Moon Hyun-woo, head of Arirang School, calls himself a “Korean culture planner.”

He runs classes and performances to introduce traditional music and arts to the public.

At his school, an Indonesian student plays a gayageum, a Korean zither with 12 strings, and a Japanese student sings pansori, the traditional Korean vocal performance.

On Hangeul Day, he introduced a project of decorating rusty walls with Korean letters and had school artists perform a calligraphy show. At the end of last year, he staged a traditional music street performance downtown in front of the Salvation Army’s charity pots.

Arirang School is a three-year-old social venture Moon established to promote Korea’s culture to the public.

It has grown into a leading culture platform providing performance opportunities for majors in traditional Korean arts and learning opportunities for ordinary people who want to experience Korean culture.

The 30-year-old entrepreneur says he dreams of launching second and third Arirang Schools overseas.

“Now, Arirang School might be a small venture inside the country. But I hope that it will soon become an outpost for spreading Korean culture all around the world,” Moon said during an interview with The Korea Times, Tuesday.

Moon made a name for himself in 2013 with an Arirang-themed culture project.

Then a university student, he travelled around 29 cities in 15 countries for about 10 months, performing Arirang, the representative Korean folk song, with five other performers.

The group visited and performed for veterans who fought in the 1950-1953 Korean War in the Netherlands and Korean nurses dispatched to Germany in the 1960s and 70s. Also, they busked at popular tourist places, introducing the tune.

The project that drew much domestic and international attention brought Moon the President Award in 2013.

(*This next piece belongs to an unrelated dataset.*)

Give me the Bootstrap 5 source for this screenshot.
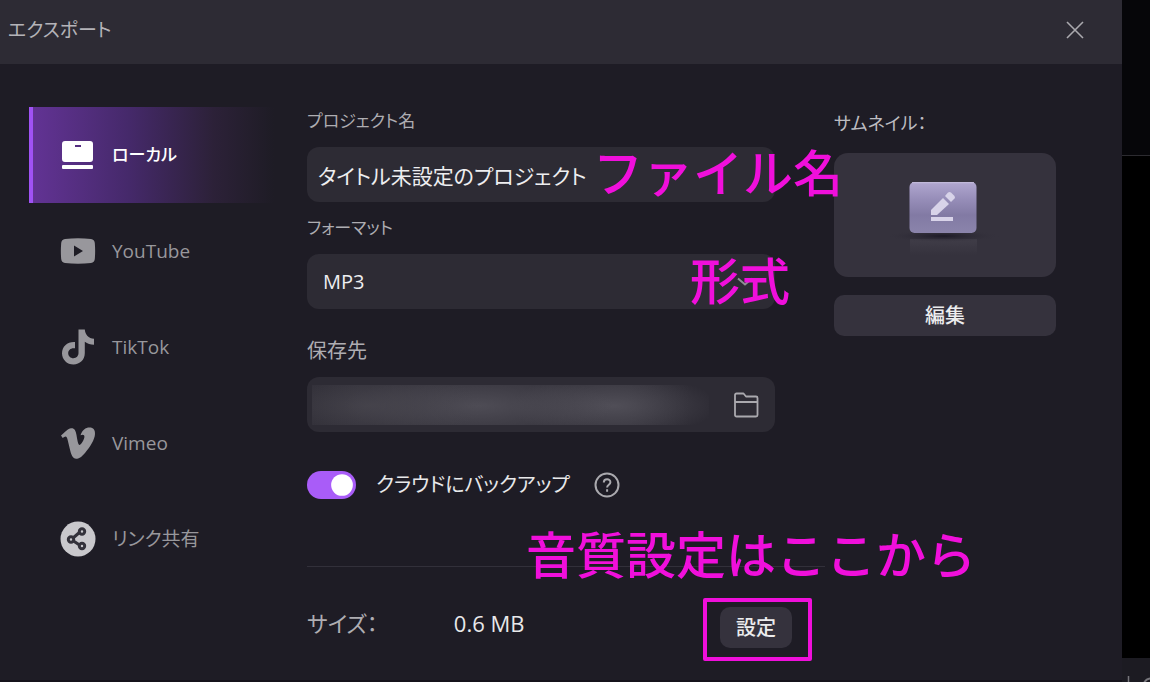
<!DOCTYPE html>
<html lang="ja">
<head>
<meta charset="utf-8">
<meta name="viewport" content="width=device-width, initial-scale=1">
<title>エクスポート</title>
<link href="https://cdn.jsdelivr.net/npm/bootstrap@5.3.0/dist/css/bootstrap.min.css" rel="stylesheet">
<style>
  body { background: #1e1c25; color: #e8e8ea; font-family: "Open Sans", "Noto Sans CJK JP", sans-serif; font-size: 17px; line-height: 28px; font-feature-settings: "palt"; }
  .dialog { border-bottom: 2px solid #15131b; }
  .title-bar { background: #2d2b34; height: 64px; padding: 0 34px 4px 8px; color: #b4b3b8; font-size: 19px; }
  .icon-btn { background: none; border: 0; padding: 0; line-height: 0; color: #aaa9ae; }
  .content { padding: 43px 66px 0 29px; gap: 33px; }
  .targets { width: 245px; }
  .targets .nav-link { height: 96px; padding: 0 0 0 27px; gap: 16px; color: #98979c; border-left: 4px solid transparent; border-radius: 0; font-size: 19px; }
  .targets .nav-link svg { width: 36px; height: 36px; flex: none; }
  .targets .nav-link.active { color: #fff; border-left-color: #a052f5; background: linear-gradient(90deg, #623394, #45296a 40%, #2c2138 75%, #1e1c25); font-weight: 500; font-size: 17px; }
  .upper { gap: 59px; }
  .field-label { display: block; margin-bottom: 12px; color: #aeadb2; }
  .label-large { font-size: 20px; }
  .field { height: 55px; background-color: #2d2b34; color: #eeeef0; border: 0; border-radius: 12px; font-size: 21px; font-feature-settings: inherit; }
  .field:focus { background-color: #2d2b34; color: #eeeef0; box-shadow: none; }
  .name-field { padding: 0 11px; }
  .format-field { padding: 0 16px; font-size: 20px; background-image: url("data:image/svg+xml,%3Csvg xmlns='http://www.w3.org/2000/svg' viewBox='0 0 16 10'%3E%3Cpath d='M1 1.5l7 6 7-6' fill='none' stroke='%238f8e94' stroke-width='2'/%3E%3C/svg%3E"); background-size: 16px 10px; background-position: right 22px center; }
  .path-field { padding: 0 16px 0 5px; }
  .path-text { height: 40px; border: 0; min-width: 0; color: transparent; background:
      radial-gradient(ellipse 30% 80% at 14% 52%, #4a4850aa, transparent),
      radial-gradient(ellipse 34% 80% at 42% 52%, #54525bcc, transparent),
      radial-gradient(ellipse 26% 80% at 76% 52%, #57555ecc, transparent),
      linear-gradient(90deg, #2f2d36, #35333c 12%, #35333c 80%, #2d2b34 95%); }
  .switch-row { margin-top: 39px; gap: 20px; font-size: 20px; }
  .switch-row .form-check-input { width: 49px; height: 28px; margin: 0; border: 0; background-color: #a95cf8; background-size: 28px; background-image: url("data:image/svg+xml,%3Csvg xmlns='http://www.w3.org/2000/svg' viewBox='-4 -4 8 8'%3E%3Ccircle r='3.1' fill='%23fff'/%3E%3C/svg%3E"); }
  .thumb-col { width: 222px; padding-top: 2px; }
  .thumb-label { color: #bdbcc1; font-size: 18px; }
  .thumb { height: 124px; margin: 16px 0 18px; background: #35323d; border-radius: 14px; }
  .dark-btn { height: 41px; background: #35323d; color: #ececee; border: 0; border-radius: 10px; font-weight: 500; font-size: 20px; padding: 0 16px; }
  .dark-btn:hover { background: #403d49; color: #fff; }
  .summary { margin: 67px 231px 0 0; border-top: 1px solid #32303a; padding: 31px 13px 0 0; }
  .summary dl { gap: 76px; padding-top: 11px; font-size: 22px; }
  .summary dt { color: #aeadb2; font-weight: 400; }
  .framed { border: 4px solid #f00fdb; border-radius: 2px; padding: 5px 16px 9px 13px; }
  .note { color: #f00fdb; font-family: "Noto Sans CJK JP", sans-serif; font-weight: 500; font-size: 50px; line-height: 60px; font-feature-settings: normal; white-space: nowrap; pointer-events: none; z-index: 2; }
  .note-name { right: -68px; top: -7px; }
  .note-format { right: -15px; top: -6px; }
  .note-quality { left: 219px; top: -45px; }
  .backdrop-strip { width: 28px; background: #000; }
  .strip-top { height: 156px; background: #060609; border-bottom: 1px solid #2c2b30; }
  .strip-foot { height: 24px; background: #1c1b22; }
</style>
</head>
<body>
<div class="d-flex min-vh-100 overflow-hidden">
  <main class="dialog flex-grow-1 d-flex flex-column">
    <header class="title-bar d-flex align-items-center justify-content-between">
      <span>エクスポート</span>
      <button class="icon-btn" type="button" aria-label="閉じる">
        <svg width="26" height="26" viewBox="0 0 26 26" fill="none" stroke="currentColor" stroke-width="1.6"><path d="M5 5l16 16M21 5L5 21"/></svg>
      </button>
    </header>

    <div class="content d-flex">
      <nav class="targets nav flex-column flex-shrink-0">
        <a class="nav-link active d-flex align-items-center" href="#">
          <svg viewBox="0 0 36 36" fill="currentColor"><path fill-rule="evenodd" d="M5 4h25a3 3 0 0 1 3 3v15a3 3 0 0 1-3 3H5a3 3 0 0 1-3-3V7a3 3 0 0 1 3-3zm10 4v2h6V8z"/><rect x="2" y="28" width="31" height="4" rx="1"/></svg>
          ローカル</a>
        <a class="nav-link d-flex align-items-center" href="#">
          <svg viewBox="0 0 36 36" fill="currentColor"><path fill-rule="evenodd" d="M5 6Q18 4.500 31 6 34.500 6.500 34.800 10 35.500 18 34.800 26 34.500 29.500 31 30 18 31.500 5 30 1.500 29.500 1.200 26 .500 18 1.200 10 1.500 6.500 5 6zM14 12.500v11l9-5.500z"/></svg>
          YouTube</a>
        <a class="nav-link d-flex align-items-center" href="#">
          <svg viewBox="0 0 36 36" fill="currentColor"><path d="M18.500 0.500h6.300c.3 5 3.800 9 9.200 9.300v6c-3.500 0-6.500-1-9.200-3v11.300C24.800 31 19.800 35.500 13.500 35.500 7 35.500 2 30.500 2 24.200 2 17.500 7.500 12.500 15 13v6.300c-4-.8-6.800 1.700-6.800 4.900 0 2.800 2.300 5 5.200 5 3.100 0 5.100-2.200 5.100-5.400z"/></svg>
          TikTok</a>
        <a class="nav-link d-flex align-items-center" href="#">
          <svg viewBox="0 0 36 36" fill="currentColor"><path d="M1 10.500C5 7 8 3.500 11 3.200c3.500-.3 4.700 2.500 5.400 6.300.8 4.600 1.600 10.500 3.200 10.500 1.200 0 4.700-5.500 4.800-8 .2-2.400-1.500-2.800-3.900-1.800C22.300 5 25.500 2.500 29.500 2.500c4 0 5.700 2.500 5.500 6.500-.3 5.500-4.500 12.500-9.800 18.700-3.800 4.500-6.400 6-9 6-3.500 0-4.800-3.700-6-8.200L7.800 15.500C7.200 13 6.600 11.500 5.500 11.500c-.6 0-1.800.9-2.800 1.500z"/></svg>
          Vimeo</a>
        <a class="nav-link d-flex align-items-center" href="#">
          <svg viewBox="0 0 36 36"><circle cx="18" cy="18" r="17.500" fill="#c9c8cc"/><g fill="none" stroke="#33313a" stroke-width="3"><path d="M13 17l7-6M13.500 20l6 4" /><circle cx="11" cy="18.500" r="2.700"/><circle cx="22" cy="10.500" r="2.700"/><circle cx="22" cy="25" r="2.700"/></g></svg>
          リンク共有</a>
      </nav>

      <form class="flex-grow-1">
        <div class="upper d-flex">
          <div class="flex-grow-1">
            <label class="field-label" for="project">プロジェクト名</label>
            <div class="position-relative">
              <input class="form-control field name-field" id="project" type="text" value="タイトル未設定のプロジェクト">
              <span class="note note-name position-absolute">ファイル名</span>
            </div>
            <label class="field-label pt-1 mt-2" for="format">フォーマット</label>
            <div class="position-relative">
              <select class="form-select field format-field" id="format"><option>MP3</option></select>
              <span class="note note-format position-absolute">形式</span>
            </div>
            <label class="field-label label-large mt-4 pt-1" for="folder">保存先</label>
            <div class="field path-field d-flex align-items-center">
              <input class="path-text flex-grow-1" id="folder" type="text" readonly>
              <button class="icon-btn ms-4" type="button" aria-label="フォルダーを選択">
                <svg width="26" height="26" viewBox="0 0 26 26" fill="none" stroke="currentColor" stroke-width="1.800" stroke-linejoin="round"><path d="M3.500 1.500h7l2.500 3h10a1.500 1.500 0 0 1 1.500 1.500v17a1.500 1.500 0 0 1-1.500 1.500h-19.500a1.500 1.500 0 0 1-1.500-1.500v-20a1.500 1.500 0 0 1 1.500-1.500zM2 10h22.500"/></svg>
              </button>
            </div>
            <div class="switch-row d-flex align-items-center form-switch p-0">
              <input class="form-check-input flex-shrink-0" type="checkbox" role="switch" id="backup" checked>
              <label for="backup">クラウドにバックアップ</label>
              <button class="icon-btn ms-1" type="button" aria-label="ヘルプ">
                <svg width="26" height="26" viewBox="0 0 26 26" fill="none" stroke="currentColor" stroke-width="2"><circle cx="13" cy="13" r="11.500"/><path d="M9.800 10.500c0-4.200 6.600-4.200 6.600-.3 0 2.500-3.300 2.600-3.300 5.300M13.100 17.300v2.400"/></svg>
              </button>
            </div>
          </div>

          <div class="thumb-col flex-shrink-0">
            <div class="thumb-label">サムネイル：</div>
            <div class="thumb d-flex justify-content-center">
              <svg width="130" height="124" viewBox="1 0 130 124" aria-hidden="true">
                <defs>
                  <linearGradient id="face" x2="0" y2="1"><stop offset="0" stop-color="#b1a7d0"/><stop offset=".3" stop-color="#9990bb"/><stop offset=".65" stop-color="#827aa4"/><stop offset="1" stop-color="#8b84ab"/></linearGradient>
                  <radialGradient id="shade"><stop offset="0" stop-color="#1c1926"/><stop offset="1" stop-color="#35323d" stop-opacity="0"/></radialGradient>
                  <linearGradient id="mirror" x2="0" y2="1"><stop offset="0" stop-color="#403d48"/><stop offset="1" stop-color="#35323d"/></linearGradient>
                </defs>
                <path d="M31 86h67v16H31z" fill="url(#mirror)"/>
                <ellipse cx="64" cy="83" rx="58" ry="6" fill="url(#shade)"/>
                <rect x="30.500" y="29" width="67" height="51" rx="5" fill="url(#face)"/>
                <path d="M33 29.700h62" stroke="#c6bedd"/>
                <g fill="#d8d3e9"><path d="M52 57l12-12 6 6-12 11h-6z"/><path d="M66 43l3-3.500q1.500-1 3 0l3.500 3.500q1 1.500 0 2.500L72 49z"/><rect x="52" y="64" width="22" height="4"/></g>
              </svg>
            </div>
            <button class="btn dark-btn w-100" type="button">編集</button>
          </div>
        </div>

        <div class="summary position-relative d-flex justify-content-between align-items-start">
          <span class="note note-quality position-absolute">音質設定はここから</span>
          <dl class="d-flex mb-0"><dt>サイズ：</dt><dd class="mb-0">0.6 MB</dd></dl>
          <div class="framed"><button class="btn dark-btn" type="button">設定</button></div>
        </div>
      </form>
    </div>
  </main>

  <aside class="backdrop-strip d-flex flex-column flex-shrink-0" aria-hidden="true">
    <div class="strip-top"></div>
    <div class="flex-grow-1"></div>
    <div class="strip-foot">
      <svg class="d-block" width="28" height="24" fill="none" stroke="#77767c" stroke-width="1.500"><path d="M6.500 18v6"/><path d="M22 25q3-6 10-4" stroke-width="2"/></svg>
    </div>
  </aside>
</div>
<script src="https://cdn.jsdelivr.net/npm/bootstrap@5.3.0/dist/js/bootstrap.bundle.min.js"></script>
</body>
</html>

Introducing himself as an all-time fan of the folk song, Moon said he had to step up when he heard that China was attempting to designate Arirang as its own cultural asset belonging to ethnic Koreans living in China.

“I started it with purpose and affection for the song. It was not out of a desire for fame or money at all,” he said. “If I dare to say, I think I only leaned on my pioneering spirit.”

Buoyed by the support and excitement over Arirang he experienced overseas, Moon devised Arirang School to further popularize Korea’s traditional culture. He won first prize in the government’s competition for creative tourism projects in 2014, and launched the school with the prize money.

“I believe a social venture has a role to do what the government and companies fail to cover,” he said. “Bearing in mind its possibility, I was able to create the cultural outpost to publicize our precious culture to more people.”